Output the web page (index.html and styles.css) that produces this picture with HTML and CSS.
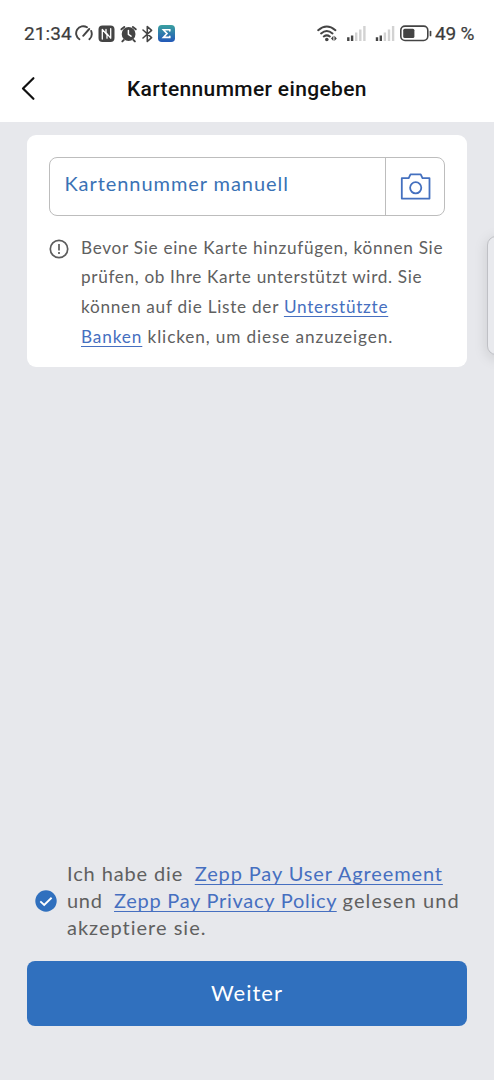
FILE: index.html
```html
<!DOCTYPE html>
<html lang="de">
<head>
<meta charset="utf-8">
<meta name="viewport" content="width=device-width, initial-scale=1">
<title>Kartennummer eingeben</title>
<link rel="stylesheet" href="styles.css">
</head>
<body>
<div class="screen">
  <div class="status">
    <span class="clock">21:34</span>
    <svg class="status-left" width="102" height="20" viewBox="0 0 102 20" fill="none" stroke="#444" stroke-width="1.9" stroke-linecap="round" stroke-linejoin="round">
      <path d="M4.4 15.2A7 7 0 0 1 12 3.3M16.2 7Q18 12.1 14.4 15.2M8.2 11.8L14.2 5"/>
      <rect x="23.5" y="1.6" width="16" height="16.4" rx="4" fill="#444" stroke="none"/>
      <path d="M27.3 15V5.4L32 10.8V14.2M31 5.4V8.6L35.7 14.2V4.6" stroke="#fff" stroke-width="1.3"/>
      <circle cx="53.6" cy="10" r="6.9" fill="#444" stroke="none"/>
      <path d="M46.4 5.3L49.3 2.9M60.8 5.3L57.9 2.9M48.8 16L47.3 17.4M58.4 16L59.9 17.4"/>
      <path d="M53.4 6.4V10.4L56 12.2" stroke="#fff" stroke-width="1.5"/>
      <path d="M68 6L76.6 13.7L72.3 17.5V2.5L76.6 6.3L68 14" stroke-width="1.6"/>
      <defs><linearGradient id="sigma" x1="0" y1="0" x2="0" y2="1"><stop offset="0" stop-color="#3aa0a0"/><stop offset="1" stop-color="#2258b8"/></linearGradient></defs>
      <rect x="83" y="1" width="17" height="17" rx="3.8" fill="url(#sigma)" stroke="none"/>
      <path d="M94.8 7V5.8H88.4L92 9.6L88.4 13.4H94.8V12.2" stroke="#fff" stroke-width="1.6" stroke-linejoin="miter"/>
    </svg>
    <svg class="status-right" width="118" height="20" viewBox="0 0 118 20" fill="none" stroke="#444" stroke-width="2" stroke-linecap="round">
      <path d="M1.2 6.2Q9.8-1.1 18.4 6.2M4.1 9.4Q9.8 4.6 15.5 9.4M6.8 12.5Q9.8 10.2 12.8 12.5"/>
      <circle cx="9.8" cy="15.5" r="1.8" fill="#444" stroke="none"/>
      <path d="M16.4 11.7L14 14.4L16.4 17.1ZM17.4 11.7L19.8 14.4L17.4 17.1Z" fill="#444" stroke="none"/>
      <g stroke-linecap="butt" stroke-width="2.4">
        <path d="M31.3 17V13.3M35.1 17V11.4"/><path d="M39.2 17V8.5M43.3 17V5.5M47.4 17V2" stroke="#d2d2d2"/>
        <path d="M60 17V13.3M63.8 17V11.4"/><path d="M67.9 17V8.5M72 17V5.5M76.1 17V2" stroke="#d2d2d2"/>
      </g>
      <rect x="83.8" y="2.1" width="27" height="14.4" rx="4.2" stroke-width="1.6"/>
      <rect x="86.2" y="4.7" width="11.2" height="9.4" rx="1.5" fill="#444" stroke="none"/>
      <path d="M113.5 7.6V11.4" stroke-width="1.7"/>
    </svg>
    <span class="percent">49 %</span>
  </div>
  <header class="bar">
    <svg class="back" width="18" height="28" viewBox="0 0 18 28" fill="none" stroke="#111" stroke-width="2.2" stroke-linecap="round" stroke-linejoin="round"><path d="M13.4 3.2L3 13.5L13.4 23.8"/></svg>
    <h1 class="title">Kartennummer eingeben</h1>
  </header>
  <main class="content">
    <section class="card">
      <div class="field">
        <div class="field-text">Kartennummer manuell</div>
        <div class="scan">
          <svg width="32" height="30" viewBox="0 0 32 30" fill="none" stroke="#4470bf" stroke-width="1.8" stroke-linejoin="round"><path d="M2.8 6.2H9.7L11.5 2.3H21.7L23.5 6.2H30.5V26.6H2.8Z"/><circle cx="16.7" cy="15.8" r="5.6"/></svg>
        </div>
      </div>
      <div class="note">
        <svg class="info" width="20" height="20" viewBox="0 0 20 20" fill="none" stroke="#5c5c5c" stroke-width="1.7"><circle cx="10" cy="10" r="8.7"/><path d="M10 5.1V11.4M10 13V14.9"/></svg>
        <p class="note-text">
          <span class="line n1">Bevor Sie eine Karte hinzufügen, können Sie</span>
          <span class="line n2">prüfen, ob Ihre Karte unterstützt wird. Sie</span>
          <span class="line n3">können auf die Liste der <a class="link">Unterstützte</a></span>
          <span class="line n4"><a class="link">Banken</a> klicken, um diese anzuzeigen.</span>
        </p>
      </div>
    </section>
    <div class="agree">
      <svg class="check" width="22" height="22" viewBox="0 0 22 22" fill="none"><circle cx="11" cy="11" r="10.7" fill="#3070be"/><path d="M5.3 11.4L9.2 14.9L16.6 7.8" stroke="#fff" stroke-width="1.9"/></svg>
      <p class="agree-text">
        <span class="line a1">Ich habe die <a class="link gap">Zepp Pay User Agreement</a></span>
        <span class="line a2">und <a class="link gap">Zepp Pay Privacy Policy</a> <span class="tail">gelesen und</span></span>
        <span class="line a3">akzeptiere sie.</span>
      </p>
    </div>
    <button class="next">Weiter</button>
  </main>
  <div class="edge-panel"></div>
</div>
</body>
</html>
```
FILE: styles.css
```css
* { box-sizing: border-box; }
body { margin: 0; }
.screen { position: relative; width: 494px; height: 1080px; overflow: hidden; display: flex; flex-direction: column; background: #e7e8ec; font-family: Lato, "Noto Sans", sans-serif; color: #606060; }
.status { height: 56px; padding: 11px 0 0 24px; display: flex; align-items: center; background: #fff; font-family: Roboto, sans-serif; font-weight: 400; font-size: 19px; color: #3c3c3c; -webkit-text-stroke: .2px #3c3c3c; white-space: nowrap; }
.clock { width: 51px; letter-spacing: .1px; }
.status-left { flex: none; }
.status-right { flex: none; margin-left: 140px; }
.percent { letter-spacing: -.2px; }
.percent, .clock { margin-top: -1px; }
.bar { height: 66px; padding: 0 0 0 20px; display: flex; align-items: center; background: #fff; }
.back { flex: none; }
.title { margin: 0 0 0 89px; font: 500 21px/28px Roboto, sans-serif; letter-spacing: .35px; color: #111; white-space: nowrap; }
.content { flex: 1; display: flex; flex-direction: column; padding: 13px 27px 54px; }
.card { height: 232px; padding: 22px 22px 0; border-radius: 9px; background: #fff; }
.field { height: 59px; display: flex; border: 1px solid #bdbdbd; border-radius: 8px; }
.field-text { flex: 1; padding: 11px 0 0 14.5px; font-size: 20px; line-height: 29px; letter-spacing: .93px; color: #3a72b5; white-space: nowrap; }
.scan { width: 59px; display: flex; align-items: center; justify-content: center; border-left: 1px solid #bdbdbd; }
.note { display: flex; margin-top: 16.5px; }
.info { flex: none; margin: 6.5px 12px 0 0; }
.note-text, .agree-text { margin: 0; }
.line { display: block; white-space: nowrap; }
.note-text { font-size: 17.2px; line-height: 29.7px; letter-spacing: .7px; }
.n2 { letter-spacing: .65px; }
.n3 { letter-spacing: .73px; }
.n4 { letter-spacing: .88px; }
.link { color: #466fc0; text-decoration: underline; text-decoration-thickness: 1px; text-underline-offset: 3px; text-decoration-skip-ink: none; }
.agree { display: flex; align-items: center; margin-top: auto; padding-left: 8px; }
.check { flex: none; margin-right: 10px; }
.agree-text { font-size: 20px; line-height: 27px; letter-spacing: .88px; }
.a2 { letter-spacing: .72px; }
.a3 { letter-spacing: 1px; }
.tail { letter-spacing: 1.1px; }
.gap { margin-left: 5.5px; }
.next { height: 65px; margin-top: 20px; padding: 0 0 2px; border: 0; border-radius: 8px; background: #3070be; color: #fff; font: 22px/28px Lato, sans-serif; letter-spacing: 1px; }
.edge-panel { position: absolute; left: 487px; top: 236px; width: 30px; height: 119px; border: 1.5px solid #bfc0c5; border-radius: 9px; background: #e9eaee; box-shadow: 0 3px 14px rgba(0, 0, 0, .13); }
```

• • • • • • •

* _The task_: Extract from the data every line where "index" shows up.

* _Output of the task_:
Output the web page (index.html and styles.css) that produces this picture with HTML and CSS.
FILE: index.html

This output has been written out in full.